** start of Raw data **

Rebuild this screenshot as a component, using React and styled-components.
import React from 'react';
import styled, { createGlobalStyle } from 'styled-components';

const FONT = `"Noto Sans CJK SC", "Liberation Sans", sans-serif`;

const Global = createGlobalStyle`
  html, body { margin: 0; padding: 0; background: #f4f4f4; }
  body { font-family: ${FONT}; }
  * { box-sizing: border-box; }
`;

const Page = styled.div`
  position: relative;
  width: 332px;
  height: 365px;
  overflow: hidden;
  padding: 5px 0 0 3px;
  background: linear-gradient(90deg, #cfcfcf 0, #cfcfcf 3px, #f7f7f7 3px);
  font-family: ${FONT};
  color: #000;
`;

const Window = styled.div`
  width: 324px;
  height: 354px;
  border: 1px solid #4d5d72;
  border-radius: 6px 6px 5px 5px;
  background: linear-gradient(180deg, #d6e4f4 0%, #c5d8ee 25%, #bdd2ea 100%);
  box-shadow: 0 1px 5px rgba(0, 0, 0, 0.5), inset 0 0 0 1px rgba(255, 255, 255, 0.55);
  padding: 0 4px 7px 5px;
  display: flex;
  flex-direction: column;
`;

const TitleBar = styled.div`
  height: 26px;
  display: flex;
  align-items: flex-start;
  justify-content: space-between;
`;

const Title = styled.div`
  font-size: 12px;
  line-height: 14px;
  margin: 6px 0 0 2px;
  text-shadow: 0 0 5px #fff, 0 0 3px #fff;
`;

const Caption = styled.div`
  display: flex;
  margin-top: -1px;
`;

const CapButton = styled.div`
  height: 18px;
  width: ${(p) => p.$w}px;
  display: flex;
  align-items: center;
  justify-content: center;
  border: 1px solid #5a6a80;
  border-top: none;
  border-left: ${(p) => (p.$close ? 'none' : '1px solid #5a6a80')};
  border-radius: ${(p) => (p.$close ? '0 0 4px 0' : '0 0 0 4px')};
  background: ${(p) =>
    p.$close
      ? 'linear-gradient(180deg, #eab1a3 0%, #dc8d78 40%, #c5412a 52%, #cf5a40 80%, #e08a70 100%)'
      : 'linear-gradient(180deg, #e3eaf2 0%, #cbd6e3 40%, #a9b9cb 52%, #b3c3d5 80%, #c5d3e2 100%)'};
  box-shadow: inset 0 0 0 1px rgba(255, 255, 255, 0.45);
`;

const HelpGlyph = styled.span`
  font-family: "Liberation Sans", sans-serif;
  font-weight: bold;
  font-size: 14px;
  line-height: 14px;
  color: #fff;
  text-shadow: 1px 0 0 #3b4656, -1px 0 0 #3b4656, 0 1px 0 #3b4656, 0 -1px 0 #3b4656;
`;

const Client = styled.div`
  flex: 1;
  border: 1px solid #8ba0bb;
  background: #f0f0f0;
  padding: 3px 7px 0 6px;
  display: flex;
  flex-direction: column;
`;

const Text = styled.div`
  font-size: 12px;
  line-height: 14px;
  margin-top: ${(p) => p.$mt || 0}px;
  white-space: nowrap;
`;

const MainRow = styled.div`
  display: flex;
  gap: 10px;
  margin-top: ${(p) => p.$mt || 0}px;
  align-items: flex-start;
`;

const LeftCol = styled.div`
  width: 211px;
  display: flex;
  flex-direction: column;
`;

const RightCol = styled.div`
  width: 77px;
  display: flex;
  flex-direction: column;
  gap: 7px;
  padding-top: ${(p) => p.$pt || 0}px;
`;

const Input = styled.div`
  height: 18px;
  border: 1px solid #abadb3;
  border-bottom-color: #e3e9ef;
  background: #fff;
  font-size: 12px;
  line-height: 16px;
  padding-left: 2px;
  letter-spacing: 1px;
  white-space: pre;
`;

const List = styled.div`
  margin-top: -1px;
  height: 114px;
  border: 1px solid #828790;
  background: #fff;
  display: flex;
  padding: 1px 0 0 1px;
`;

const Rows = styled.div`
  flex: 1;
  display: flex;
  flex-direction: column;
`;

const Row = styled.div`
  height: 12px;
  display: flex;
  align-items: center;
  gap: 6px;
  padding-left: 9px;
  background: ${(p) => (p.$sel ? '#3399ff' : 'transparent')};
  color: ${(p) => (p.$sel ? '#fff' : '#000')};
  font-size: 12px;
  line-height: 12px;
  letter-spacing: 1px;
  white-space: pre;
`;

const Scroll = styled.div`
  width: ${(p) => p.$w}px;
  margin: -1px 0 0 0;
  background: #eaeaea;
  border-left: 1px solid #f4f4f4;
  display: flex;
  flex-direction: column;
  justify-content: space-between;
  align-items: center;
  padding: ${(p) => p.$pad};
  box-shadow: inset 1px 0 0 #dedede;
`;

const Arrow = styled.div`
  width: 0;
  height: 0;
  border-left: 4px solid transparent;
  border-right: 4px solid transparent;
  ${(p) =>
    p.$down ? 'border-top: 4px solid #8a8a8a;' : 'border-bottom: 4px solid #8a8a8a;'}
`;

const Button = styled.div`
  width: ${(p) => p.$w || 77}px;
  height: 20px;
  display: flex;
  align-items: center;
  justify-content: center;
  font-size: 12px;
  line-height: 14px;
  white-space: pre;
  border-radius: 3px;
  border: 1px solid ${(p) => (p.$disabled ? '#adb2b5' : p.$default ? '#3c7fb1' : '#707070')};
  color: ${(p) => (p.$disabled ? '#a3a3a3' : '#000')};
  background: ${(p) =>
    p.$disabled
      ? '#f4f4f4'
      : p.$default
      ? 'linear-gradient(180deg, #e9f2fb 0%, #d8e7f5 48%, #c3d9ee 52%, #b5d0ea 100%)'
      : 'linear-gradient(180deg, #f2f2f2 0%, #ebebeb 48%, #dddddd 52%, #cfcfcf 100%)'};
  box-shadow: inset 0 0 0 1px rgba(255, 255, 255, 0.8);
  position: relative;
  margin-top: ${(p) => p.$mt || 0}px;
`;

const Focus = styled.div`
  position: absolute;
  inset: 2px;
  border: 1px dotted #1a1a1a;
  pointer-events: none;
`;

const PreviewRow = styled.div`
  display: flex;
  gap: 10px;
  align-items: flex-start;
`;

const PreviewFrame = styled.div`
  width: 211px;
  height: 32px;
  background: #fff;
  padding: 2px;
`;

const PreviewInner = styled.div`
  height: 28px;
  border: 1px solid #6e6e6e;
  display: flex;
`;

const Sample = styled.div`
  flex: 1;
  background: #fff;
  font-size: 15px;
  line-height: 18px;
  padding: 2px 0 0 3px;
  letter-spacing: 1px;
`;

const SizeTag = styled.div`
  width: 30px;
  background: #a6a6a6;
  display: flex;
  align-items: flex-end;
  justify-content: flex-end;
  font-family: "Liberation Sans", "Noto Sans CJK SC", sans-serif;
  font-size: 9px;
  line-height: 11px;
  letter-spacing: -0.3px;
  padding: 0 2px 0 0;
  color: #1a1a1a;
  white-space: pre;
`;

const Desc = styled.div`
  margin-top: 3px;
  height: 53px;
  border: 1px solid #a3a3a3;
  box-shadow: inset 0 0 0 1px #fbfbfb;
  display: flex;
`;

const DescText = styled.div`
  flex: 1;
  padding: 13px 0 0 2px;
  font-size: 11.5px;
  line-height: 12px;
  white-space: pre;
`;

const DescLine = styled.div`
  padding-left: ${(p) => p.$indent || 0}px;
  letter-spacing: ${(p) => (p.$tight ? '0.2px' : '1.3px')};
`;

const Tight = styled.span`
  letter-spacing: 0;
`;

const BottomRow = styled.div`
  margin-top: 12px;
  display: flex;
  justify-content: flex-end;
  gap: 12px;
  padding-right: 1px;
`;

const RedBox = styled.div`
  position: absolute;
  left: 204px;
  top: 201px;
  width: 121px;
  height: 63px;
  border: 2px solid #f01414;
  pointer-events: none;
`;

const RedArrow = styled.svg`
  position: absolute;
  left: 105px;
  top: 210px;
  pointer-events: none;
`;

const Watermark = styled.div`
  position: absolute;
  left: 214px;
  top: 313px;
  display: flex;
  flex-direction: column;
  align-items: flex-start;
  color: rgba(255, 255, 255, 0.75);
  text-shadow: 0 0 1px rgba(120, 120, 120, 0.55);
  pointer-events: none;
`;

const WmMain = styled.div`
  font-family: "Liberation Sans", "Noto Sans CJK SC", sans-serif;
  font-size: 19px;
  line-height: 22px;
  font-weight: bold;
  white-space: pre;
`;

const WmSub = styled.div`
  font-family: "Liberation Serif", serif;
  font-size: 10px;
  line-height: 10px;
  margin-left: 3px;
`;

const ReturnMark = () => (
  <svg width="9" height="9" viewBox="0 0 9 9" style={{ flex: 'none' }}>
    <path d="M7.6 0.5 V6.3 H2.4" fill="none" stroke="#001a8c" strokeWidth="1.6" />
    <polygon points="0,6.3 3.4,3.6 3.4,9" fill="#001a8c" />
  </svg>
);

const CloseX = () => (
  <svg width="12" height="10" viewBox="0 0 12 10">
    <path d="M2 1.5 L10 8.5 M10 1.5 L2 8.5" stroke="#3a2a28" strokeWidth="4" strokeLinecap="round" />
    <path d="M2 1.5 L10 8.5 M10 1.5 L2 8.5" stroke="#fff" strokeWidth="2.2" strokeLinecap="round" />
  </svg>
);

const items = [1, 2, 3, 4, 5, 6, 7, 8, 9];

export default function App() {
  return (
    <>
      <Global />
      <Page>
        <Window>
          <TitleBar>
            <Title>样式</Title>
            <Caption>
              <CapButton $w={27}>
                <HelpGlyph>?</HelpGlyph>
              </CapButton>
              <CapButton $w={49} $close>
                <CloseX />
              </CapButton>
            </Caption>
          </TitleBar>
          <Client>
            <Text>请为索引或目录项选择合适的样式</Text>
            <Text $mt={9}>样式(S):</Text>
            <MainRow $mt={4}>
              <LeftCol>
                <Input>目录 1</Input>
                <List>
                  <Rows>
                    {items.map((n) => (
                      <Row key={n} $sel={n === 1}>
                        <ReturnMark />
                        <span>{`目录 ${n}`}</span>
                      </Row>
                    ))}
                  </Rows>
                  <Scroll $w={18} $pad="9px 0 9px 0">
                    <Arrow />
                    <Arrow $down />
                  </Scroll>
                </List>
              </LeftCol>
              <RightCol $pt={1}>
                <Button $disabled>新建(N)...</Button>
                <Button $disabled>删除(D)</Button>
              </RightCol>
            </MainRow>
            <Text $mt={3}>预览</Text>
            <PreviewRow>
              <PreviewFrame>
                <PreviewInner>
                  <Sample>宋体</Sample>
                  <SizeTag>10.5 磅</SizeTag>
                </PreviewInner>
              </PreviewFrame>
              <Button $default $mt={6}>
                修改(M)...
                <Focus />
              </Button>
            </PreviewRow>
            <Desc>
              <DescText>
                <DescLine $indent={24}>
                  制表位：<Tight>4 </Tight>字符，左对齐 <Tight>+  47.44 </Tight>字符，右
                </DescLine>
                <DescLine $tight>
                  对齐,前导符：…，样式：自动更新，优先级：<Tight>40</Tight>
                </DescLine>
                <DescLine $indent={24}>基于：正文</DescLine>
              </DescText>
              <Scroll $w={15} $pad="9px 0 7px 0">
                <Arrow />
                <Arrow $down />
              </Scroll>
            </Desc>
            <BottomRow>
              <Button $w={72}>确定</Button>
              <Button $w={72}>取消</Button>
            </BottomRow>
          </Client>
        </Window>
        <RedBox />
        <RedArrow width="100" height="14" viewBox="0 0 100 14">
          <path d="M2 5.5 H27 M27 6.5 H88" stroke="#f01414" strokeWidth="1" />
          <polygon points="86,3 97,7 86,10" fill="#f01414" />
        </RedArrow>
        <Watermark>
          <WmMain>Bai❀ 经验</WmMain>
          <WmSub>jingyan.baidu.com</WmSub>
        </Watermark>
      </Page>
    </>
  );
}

** end of Raw data **
** start of Raw data **

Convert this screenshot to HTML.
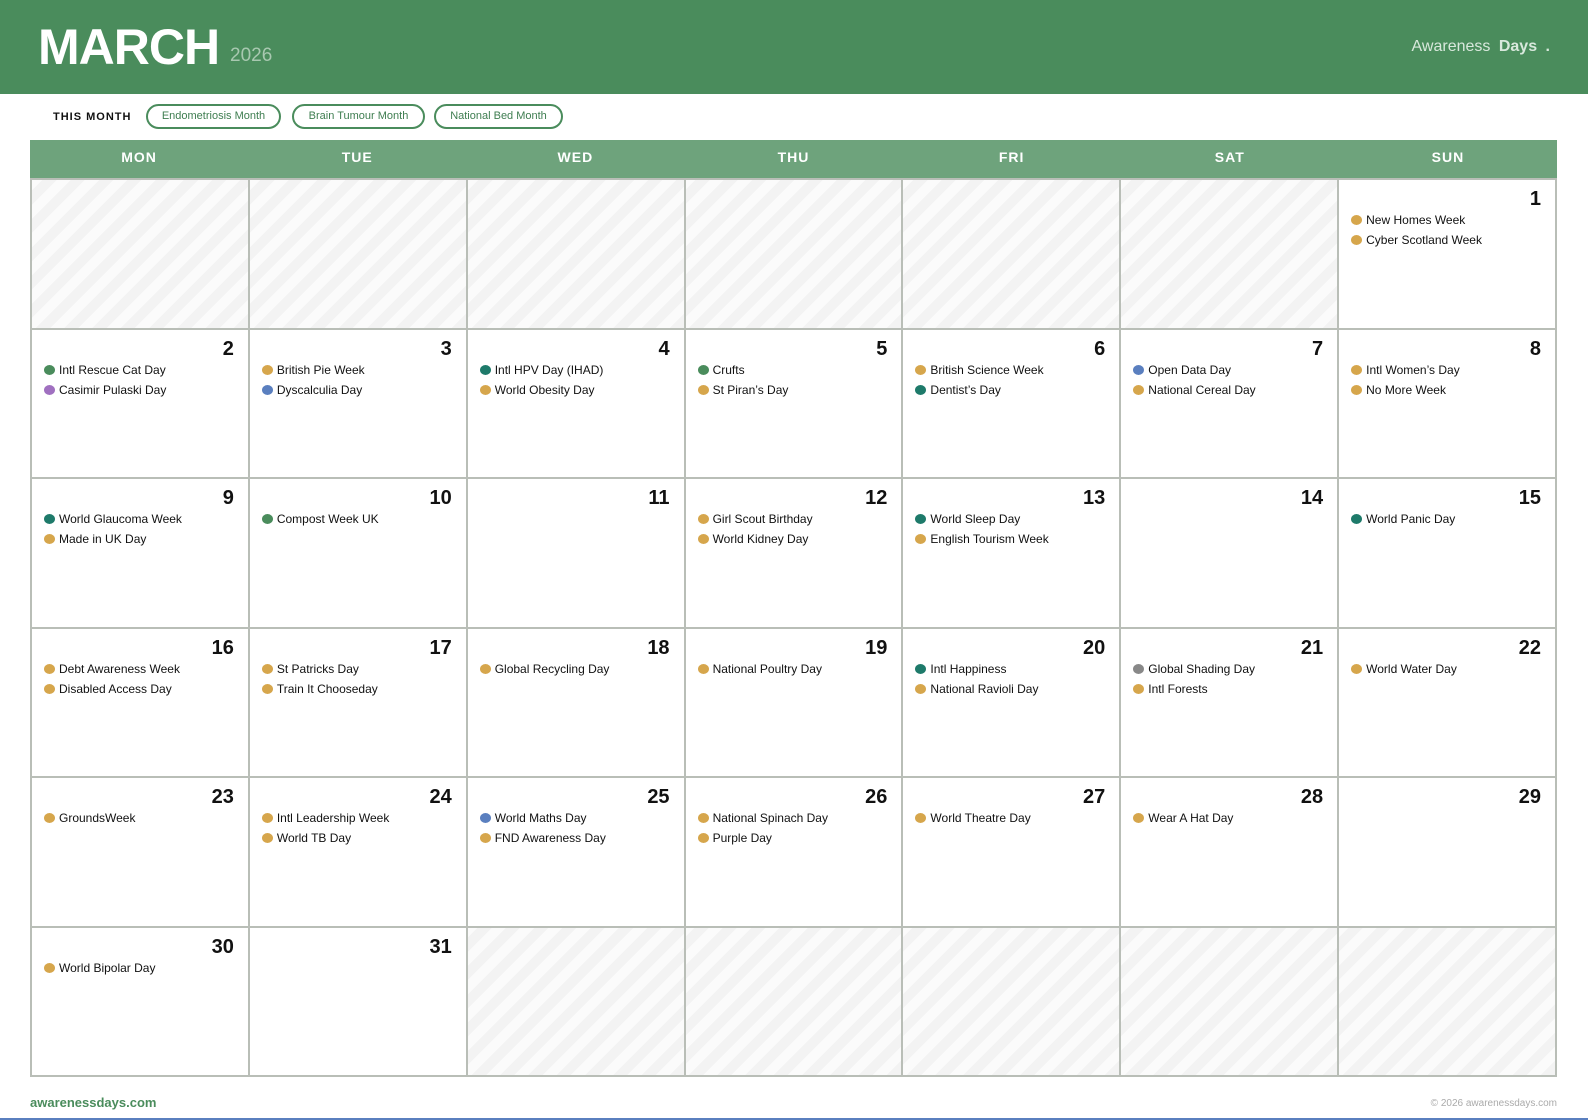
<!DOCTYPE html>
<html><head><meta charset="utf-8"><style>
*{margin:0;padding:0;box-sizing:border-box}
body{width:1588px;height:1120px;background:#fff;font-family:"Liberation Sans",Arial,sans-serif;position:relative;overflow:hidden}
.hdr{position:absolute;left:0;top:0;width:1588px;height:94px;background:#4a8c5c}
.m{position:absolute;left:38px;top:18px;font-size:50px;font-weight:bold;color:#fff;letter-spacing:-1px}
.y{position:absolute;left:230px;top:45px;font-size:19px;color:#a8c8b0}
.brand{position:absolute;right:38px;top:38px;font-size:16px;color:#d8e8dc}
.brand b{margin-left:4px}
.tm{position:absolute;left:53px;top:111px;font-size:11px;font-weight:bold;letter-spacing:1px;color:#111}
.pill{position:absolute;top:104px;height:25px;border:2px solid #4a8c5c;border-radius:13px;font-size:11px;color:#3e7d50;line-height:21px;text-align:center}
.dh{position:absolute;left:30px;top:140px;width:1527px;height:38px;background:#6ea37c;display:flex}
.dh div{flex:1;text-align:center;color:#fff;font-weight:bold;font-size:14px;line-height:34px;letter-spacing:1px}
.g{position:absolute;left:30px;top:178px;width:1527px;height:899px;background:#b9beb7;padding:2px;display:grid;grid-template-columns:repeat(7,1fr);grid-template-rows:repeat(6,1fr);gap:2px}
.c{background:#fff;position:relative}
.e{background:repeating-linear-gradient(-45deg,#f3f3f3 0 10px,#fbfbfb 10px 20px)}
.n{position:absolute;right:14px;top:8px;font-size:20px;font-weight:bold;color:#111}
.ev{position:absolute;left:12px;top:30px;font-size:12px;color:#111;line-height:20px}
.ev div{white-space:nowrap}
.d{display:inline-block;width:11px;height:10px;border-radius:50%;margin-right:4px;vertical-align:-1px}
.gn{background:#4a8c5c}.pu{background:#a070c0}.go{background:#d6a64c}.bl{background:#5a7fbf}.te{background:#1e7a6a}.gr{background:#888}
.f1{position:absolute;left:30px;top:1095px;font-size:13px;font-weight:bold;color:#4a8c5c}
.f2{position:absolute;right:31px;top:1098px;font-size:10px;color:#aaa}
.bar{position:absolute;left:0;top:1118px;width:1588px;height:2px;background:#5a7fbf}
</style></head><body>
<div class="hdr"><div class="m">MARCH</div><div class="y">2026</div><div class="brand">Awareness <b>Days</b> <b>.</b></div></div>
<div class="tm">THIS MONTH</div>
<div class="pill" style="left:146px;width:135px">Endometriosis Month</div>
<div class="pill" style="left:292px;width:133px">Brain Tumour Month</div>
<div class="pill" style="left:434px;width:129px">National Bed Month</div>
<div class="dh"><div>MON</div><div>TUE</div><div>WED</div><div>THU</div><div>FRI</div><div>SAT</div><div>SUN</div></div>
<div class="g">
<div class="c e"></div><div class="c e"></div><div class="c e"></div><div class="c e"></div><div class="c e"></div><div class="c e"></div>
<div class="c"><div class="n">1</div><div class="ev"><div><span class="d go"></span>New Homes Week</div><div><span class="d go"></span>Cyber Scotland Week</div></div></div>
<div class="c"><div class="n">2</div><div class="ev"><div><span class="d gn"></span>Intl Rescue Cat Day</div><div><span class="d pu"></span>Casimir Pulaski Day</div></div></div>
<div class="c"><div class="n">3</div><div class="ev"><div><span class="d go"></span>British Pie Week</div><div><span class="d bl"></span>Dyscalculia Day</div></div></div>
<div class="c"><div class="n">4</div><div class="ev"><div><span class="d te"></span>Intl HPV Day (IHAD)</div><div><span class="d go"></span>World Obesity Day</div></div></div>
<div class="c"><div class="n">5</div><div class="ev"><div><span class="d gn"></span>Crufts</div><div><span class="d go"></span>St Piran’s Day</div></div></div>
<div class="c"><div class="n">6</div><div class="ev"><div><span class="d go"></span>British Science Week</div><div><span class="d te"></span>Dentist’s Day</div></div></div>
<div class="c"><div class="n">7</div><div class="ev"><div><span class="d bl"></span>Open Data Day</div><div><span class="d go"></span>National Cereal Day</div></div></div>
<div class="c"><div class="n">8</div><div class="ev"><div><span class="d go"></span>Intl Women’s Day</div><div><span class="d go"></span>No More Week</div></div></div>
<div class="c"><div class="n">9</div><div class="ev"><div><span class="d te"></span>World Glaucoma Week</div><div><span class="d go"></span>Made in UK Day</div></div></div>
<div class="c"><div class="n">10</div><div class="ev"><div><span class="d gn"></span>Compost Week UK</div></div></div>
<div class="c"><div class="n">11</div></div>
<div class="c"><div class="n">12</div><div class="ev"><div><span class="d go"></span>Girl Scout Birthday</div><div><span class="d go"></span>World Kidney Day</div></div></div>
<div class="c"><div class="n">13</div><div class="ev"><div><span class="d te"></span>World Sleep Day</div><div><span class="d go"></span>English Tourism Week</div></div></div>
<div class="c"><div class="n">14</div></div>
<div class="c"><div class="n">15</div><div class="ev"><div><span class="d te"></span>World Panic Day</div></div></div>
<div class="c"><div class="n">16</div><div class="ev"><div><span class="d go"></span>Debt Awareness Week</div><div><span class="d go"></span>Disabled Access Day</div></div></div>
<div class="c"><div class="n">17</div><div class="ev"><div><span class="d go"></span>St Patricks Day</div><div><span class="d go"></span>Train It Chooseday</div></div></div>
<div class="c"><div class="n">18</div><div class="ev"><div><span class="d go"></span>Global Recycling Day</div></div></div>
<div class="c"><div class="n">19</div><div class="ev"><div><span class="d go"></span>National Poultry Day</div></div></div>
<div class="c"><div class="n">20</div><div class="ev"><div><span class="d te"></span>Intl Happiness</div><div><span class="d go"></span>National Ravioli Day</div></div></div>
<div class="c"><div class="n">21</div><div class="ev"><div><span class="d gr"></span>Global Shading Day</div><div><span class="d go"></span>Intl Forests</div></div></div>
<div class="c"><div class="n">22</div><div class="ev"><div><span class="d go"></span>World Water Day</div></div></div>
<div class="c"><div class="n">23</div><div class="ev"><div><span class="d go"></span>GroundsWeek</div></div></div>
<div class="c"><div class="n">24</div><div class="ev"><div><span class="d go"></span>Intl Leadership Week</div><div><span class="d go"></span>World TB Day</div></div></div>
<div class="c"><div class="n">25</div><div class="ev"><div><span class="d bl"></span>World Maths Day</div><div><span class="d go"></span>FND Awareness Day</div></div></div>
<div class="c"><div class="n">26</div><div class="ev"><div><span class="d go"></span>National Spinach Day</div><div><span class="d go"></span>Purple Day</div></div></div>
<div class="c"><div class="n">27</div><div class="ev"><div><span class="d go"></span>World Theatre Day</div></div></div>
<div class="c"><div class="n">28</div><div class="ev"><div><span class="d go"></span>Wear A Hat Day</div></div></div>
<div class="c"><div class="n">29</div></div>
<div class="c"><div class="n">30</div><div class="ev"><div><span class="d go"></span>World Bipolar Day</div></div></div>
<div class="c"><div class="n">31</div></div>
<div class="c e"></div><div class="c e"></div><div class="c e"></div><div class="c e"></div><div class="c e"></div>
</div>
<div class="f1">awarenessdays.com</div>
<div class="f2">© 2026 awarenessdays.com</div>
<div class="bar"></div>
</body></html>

** end of Raw data **

Show every line from the listing above in which the string "screenshot" appears.

> **Finished task**
Rebuild this screenshot as a component, using React and styled-components.
Convert this screenshot to HTML.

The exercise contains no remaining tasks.